Why not, then, stage the urinal story as satirical standup? “I remember when I talked to Stewart about it,” says Holt, “he said, ‘Oh, would you do it with the MP character?’ And I felt very strongly that I didn’t want to. What I wanted was a narrative structure and a sense of this woman getting completely overwhelmed by all these outside forces while trying to keep things together and keep a public face. I felt I could more effectively show that in a play than in standup.” And was it always going to be a play starring, er, Rosie Holt? “Yes it was. Isn’t that terrible?
“Putting myself in it was a very selfish no-brainer,” she says. “But that’s not why I wrote it. Otherwise I’d have just written a great theatre piece that can show my versatility. And I wouldn’t have written about politics, I’d have written something else entirely. I’m annoyed with myself that the first play idea I come up with is still based in the world of politics.”
Well, they do say write about what you know – and with Churchill’s Urinal Holt has created a play about not just the cut-and-thrust of Westminster life (her satirical subject these last five years) but about the hostile reception accorded to women in traditionally male worlds. “Especially during lockdown, my work was very public-facing,” she admits. “And you do sometimes get really extreme abuse, and sexualised abuse. Which as a man, you just don’t get. It’s a whole different level of trolling, which a lot of female MPs have to deal with as well.
“We’re now in this world where you go, ‘OK, it’s equal: a woman can become chancellor, a woman can do comedy.’ But there is still this underlying unease from some people that a woman isn’t quite good enough for those jobs. And that’s one of the things I’m addressing with this play.”

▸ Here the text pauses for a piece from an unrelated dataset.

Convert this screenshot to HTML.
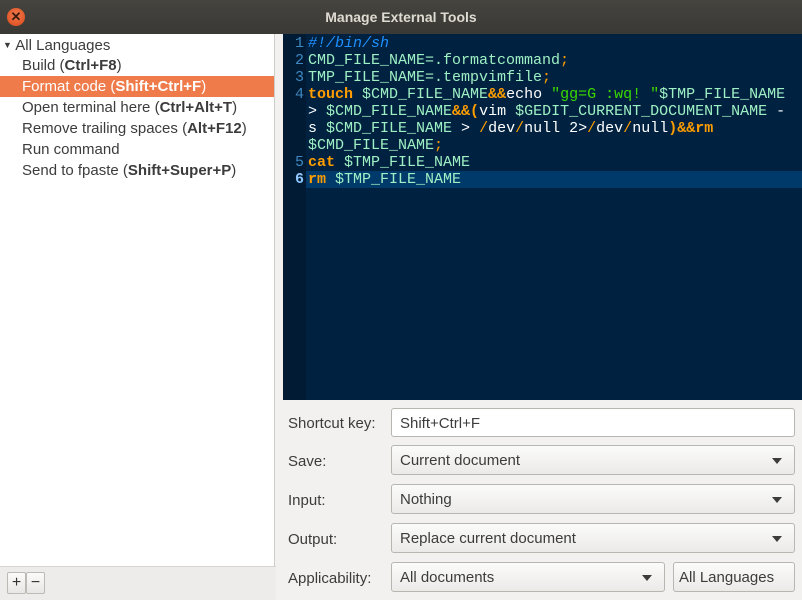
<!DOCTYPE html>
<html><head><style>
*{margin:0;padding:0;box-sizing:border-box}
body{width:802px;height:600px;overflow:hidden;background:#f2f1f0;font-family:"Liberation Sans",sans-serif;position:relative}
#title{position:absolute;left:0;top:0;width:802px;height:34px;background:linear-gradient(#45443f,#3a3935);color:#dfdbd2;font-weight:bold;font-size:14px;text-align:center;line-height:34px}
#close{position:absolute;left:7px;top:8px;width:18px;height:18px;border-radius:50%;background:radial-gradient(circle at 50% 40%,#f37b4c,#d9471a);color:#3a1a10;font-size:13px;line-height:18px;text-align:center;font-weight:bold}
#left{position:absolute;left:0;top:34px;width:275px;height:532px;background:#fff;border-right:1px solid #cfcdc9;font-size:15px;color:#3c3c3c}
.row{height:21px;line-height:22px;padding-left:22px;white-space:nowrap}
.sel{background:#ef7a4a;color:#fff}
#lbot{position:absolute;left:0;top:566px;width:276px;height:34px;background:#edecea;border-top:1px solid #d6d4d0}
.btn{position:absolute;top:5px;width:19px;height:22px;border:1px solid #bcbab5;background:linear-gradient(#fbfbfa,#e8e7e5);border-radius:2px;text-align:center;line-height:20px;font-size:16px;color:#333}
#ed{position:absolute;left:283px;top:34px;width:519px;height:366px;background:#002240;font-family:"Liberation Mono",monospace;font-size:15px;letter-spacing:0px;line-height:17px;color:#9ef0c4}
#gut{position:absolute;left:0;top:0;width:23px;height:366px;background:#001b33}
.l{position:absolute;left:0;width:519px;height:17px;white-space:pre}
.n{display:inline-block;width:21px;text-align:right;color:#3e88c2;margin-right:4px}
.c{color:#1d8fff;font-style:italic}.k{color:#ff9d00;font-weight:bold}.o{color:#ff9d00}.s{color:#3ad900}.w{color:#fff}
#form{position:absolute;left:276px;top:400px;width:526px;height:200px;font-size:15px;color:#3c3c3c}
.lab{position:absolute;left:12px}
.box{position:absolute;left:115px;width:404px;height:30px;border:1px solid #b8b6b1;border-radius:3px;background:linear-gradient(#fbfbfa,#ebeae8);padding-left:8px;line-height:30px}
.box.t{background:#fff}
.arr{position:absolute;right:12px;top:12px;width:0;height:0;border-left:5px solid transparent;border-right:5px solid transparent;border-top:6px solid #3c3c3c}
</style></head><body>
<div id="title"><div id="close">✕</div>Manage External Tools</div>
<div id="left">
<div class="row" style="padding-left:3px"><span style="font-size:9px;vertical-align:2px">▼</span> All Languages</div>
<div class="row">Build (<b>Ctrl+F8</b>)</div>
<div class="row sel">Format code (<b>Shift+Ctrl+F</b>)</div>
<div class="row">Open terminal here (<b>Ctrl+Alt+T</b>)</div>
<div class="row">Remove trailing spaces (<b>Alt+F12</b>)</div>
<div class="row">Run command</div>
<div class="row">Send to fpaste (<b>Shift+Super+P</b>)</div>
</div>
<div id="lbot"><div class="btn" style="left:7px">+</div><div class="btn" style="left:26px">−</div></div>
<div id="ed"><div id="gut"></div>
<div class="l" style="top:1px"><span class="n">1</span><span class="c">#!/bin/sh</span></div>
<div class="l" style="top:18px"><span class="n">2</span>CMD_FILE_NAME=.formatcommand<span class="o">;</span></div>
<div class="l" style="top:35px"><span class="n">3</span>TMP_FILE_NAME=.tempvimfile<span class="o">;</span></div>
<div class="l" style="top:52px"><span class="n">4</span><span class="k">touch</span> $CMD_FILE_NAME<span class="k">&amp;&amp;</span><span class="w">echo</span> <span class="s">"gg=G :wq! "</span>$TMP_FILE_NAME</div>
<div class="l" style="top:69px"><span class="n"> </span><span class="w">&gt;</span> $CMD_FILE_NAME<span class="k">&amp;&amp;(</span><span class="w">vim</span> $GEDIT_CURRENT_DOCUMENT_NAME <span class="w">-</span></div>
<div class="l" style="top:86px"><span class="n"> </span><span class="w">s</span> $CMD_FILE_NAME <span class="w">&gt;</span> <span class="o">/</span><span class="w">dev</span><span class="o">/</span><span class="w">null 2&gt;</span><span class="o">/</span><span class="w">dev</span><span class="o">/</span><span class="w">null</span><span class="k">)&amp;&amp;rm</span></div>
<div class="l" style="top:103px"><span class="n"> </span>$CMD_FILE_NAME<span class="o">;</span></div>
<div class="l" style="top:120px"><span class="n">5</span><span class="k">cat</span> $TMP_FILE_NAME</div>
<div class="l" style="top:137px;background:linear-gradient(90deg,#001b33 23px,#003a6b 23px)"><span class="n" style="color:#8fc8ff;font-weight:bold">6</span><span class="k">rm</span> $TMP_FILE_NAME</div>
</div>
<div id="form">
<div class="lab" style="top:15px">Shortcut key:</div><div class="box t" style="top:8px;height:29px;line-height:29px">Shift+Ctrl+F</div>
<div class="lab" style="top:53px">Save:</div><div class="box" style="top:45px">Current document<div class="arr"></div></div>
<div class="lab" style="top:92px">Input:</div><div class="box" style="top:84px">Nothing<div class="arr"></div></div>
<div class="lab" style="top:131px">Output:</div><div class="box" style="top:123px">Replace current document<div class="arr"></div></div>
<div class="lab" style="top:170px">Applicability:</div><div class="box" style="top:162px;width:274px">All documents<div class="arr"></div></div>
<div class="box" style="top:162px;left:397px;width:122px;padding-left:5px">All Languages</div>
</div>
</body></html>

And will that play, about a bitterly divided country, elicit divided responses depending on its audience’s politics? “I thought,” responds Holt, “that you were going to ask: do you think this play is going to unite the people of Britain?” Chance would be a fine thing. “I do want to interrogate the fact that we are so split as a country,” she says, “and that we have a government that’s not giving any clear direction as to where this country should be going.” But more important, says Holt, is to ask: “What is a funny way of communicating that to the audience? I hope there will be moments of insight and poignancy. But I always wanted it to be funny throughout.”